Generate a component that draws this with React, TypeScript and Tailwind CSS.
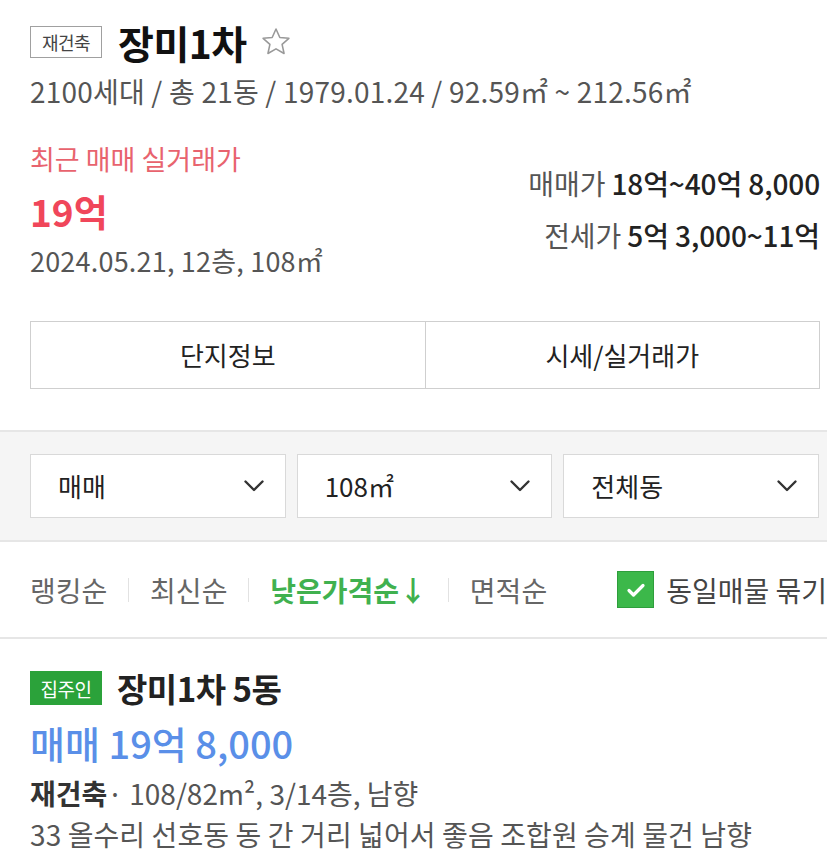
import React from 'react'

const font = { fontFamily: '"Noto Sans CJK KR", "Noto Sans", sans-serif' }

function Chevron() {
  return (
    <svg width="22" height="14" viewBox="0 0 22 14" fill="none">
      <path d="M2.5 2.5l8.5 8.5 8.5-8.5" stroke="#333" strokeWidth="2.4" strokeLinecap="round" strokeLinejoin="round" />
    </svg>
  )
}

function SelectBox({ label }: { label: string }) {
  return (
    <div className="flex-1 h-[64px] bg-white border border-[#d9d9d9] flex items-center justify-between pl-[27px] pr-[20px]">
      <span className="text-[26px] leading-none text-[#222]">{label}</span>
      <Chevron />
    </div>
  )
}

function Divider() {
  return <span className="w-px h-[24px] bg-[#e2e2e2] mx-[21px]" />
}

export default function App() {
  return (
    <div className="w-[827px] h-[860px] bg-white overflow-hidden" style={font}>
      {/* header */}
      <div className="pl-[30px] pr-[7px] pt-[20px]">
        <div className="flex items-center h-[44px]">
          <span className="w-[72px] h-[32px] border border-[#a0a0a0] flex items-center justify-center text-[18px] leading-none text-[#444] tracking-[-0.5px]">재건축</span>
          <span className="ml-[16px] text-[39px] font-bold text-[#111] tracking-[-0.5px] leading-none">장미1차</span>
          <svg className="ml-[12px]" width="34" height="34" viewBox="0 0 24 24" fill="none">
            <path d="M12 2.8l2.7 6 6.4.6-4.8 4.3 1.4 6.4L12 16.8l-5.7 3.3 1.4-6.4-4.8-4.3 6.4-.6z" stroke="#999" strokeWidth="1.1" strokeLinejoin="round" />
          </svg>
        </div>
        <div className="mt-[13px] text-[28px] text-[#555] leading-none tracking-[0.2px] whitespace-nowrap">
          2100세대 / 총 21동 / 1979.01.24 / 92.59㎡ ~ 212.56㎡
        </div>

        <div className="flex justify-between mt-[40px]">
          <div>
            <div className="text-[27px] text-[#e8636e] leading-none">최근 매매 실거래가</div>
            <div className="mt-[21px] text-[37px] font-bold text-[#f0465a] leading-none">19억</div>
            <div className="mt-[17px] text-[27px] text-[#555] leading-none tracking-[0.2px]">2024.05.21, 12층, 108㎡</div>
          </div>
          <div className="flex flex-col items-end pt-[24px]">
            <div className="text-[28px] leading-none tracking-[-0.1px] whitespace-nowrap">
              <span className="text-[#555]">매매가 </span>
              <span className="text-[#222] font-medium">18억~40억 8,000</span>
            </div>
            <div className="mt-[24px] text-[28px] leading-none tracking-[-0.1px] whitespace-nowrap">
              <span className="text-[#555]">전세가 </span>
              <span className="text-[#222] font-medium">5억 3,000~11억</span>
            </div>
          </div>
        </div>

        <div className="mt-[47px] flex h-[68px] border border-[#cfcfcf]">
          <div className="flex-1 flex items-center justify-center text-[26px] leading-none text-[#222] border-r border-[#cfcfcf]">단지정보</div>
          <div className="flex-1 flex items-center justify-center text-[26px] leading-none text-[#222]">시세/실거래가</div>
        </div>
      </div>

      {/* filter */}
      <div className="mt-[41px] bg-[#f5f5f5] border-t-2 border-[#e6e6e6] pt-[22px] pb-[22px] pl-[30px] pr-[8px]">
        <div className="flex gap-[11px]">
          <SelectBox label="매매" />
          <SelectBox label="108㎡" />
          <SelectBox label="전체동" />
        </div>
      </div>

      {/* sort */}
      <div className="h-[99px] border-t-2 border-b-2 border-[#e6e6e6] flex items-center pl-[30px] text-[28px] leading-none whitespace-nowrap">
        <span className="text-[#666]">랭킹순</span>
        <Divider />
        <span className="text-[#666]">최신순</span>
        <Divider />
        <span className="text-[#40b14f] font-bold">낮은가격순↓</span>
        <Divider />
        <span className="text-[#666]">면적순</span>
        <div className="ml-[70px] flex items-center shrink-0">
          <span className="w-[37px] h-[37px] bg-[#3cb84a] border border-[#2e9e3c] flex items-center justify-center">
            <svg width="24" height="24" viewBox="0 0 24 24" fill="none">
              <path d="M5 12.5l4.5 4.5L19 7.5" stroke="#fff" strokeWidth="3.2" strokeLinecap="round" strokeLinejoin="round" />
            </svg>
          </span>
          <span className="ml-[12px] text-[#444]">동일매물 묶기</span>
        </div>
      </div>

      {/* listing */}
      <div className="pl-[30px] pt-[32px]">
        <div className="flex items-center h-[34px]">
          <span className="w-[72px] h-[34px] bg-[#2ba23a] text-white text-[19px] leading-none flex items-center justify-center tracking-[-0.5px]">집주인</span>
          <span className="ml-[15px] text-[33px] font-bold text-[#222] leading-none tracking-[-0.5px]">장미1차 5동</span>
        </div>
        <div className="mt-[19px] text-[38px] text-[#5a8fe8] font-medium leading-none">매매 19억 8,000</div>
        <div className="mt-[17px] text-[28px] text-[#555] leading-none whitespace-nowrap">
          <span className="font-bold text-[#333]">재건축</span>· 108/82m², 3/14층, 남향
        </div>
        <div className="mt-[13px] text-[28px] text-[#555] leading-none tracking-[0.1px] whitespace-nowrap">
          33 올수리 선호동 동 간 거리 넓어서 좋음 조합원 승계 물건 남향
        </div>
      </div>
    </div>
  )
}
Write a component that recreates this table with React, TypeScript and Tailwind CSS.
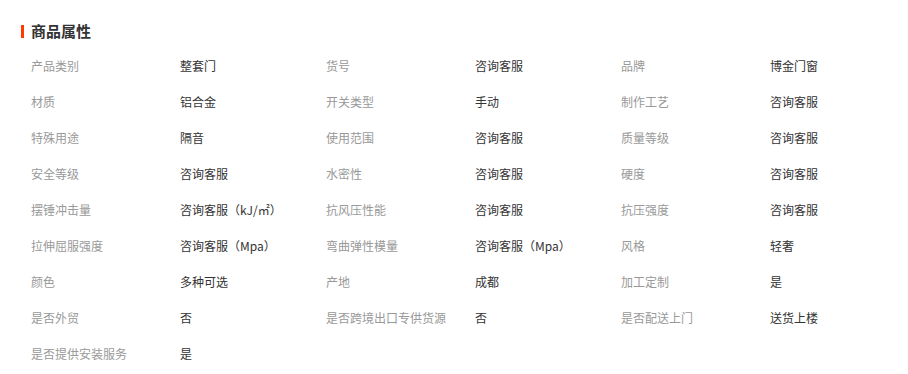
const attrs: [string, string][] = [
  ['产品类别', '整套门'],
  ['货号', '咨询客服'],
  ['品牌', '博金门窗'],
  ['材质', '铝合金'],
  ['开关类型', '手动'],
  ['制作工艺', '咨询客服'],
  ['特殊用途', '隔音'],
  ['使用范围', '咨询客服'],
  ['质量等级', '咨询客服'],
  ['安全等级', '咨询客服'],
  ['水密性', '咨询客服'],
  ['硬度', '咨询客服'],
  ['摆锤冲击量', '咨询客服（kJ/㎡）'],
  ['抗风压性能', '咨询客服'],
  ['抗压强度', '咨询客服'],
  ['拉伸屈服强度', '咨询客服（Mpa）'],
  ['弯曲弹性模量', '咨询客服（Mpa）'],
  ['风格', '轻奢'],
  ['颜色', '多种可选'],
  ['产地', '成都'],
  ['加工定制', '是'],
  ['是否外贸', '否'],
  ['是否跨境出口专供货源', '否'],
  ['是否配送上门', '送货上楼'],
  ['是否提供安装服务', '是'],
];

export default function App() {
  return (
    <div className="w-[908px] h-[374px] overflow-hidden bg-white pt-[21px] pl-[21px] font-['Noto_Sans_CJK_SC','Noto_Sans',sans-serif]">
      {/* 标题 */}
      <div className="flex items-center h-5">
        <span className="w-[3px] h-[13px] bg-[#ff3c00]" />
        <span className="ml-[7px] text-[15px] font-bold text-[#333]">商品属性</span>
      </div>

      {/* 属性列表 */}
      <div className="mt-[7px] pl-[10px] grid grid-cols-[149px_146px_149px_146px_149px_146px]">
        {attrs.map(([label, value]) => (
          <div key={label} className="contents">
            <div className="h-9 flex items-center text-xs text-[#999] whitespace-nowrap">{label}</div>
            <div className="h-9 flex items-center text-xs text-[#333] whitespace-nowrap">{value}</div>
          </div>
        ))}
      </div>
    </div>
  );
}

= = = = = = =

• [TASK]
Extract exactly the lines above from the line containing "Write a component" through the last one, both ends included, but not the pictures.

• [SOLUTION FOR THIS EXERCISE]
Write a component that recreates this table with React, TypeScript and Tailwind CSS.
const attrs: [string, string][] = [
  ['产品类别', '整套门'],
  ['货号', '咨询客服'],
  ['品牌', '博金门窗'],
  ['材质', '铝合金'],
  ['开关类型', '手动'],
  ['制作工艺', '咨询客服'],
  ['特殊用途', '隔音'],
  ['使用范围', '咨询客服'],
  ['质量等级', '咨询客服'],
  ['安全等级', '咨询客服'],
  ['水密性', '咨询客服'],
  ['硬度', '咨询客服'],
  ['摆锤冲击量', '咨询客服（kJ/㎡）'],
  ['抗风压性能', '咨询客服'],
  ['抗压强度', '咨询客服'],
  ['拉伸屈服强度', '咨询客服（Mpa）'],
  ['弯曲弹性模量', '咨询客服（Mpa）'],
  ['风格', '轻奢'],
  ['颜色', '多种可选'],
  ['产地', '成都'],
  ['加工定制', '是'],
  ['是否外贸', '否'],
  ['是否跨境出口专供货源', '否'],
  ['是否配送上门', '送货上楼'],
  ['是否提供安装服务', '是'],
];

export default function App() {
  return (
    <div className="w-[908px] h-[374px] overflow-hidden bg-white pt-[21px] pl-[21px] font-['Noto_Sans_CJK_SC','Noto_Sans',sans-serif]">
      {/* 标题 */}
      <div className="flex items-center h-5">
        <span className="w-[3px] h-[13px] bg-[#ff3c00]" />
        <span className="ml-[7px] text-[15px] font-bold text-[#333]">商品属性</span>
      </div>

      {/* 属性列表 */}
      <div className="mt-[7px] pl-[10px] grid grid-cols-[149px_146px_149px_146px_149px_146px]">
        {attrs.map(([label, value]) => (
          <div key={label} className="contents">
            <div className="h-9 flex items-center text-xs text-[#999] whitespace-nowrap">{label}</div>
            <div className="h-9 flex items-center text-xs text-[#333] whitespace-nowrap">{value}</div>
          </div>
        ))}
      </div>
    </div>
  );
}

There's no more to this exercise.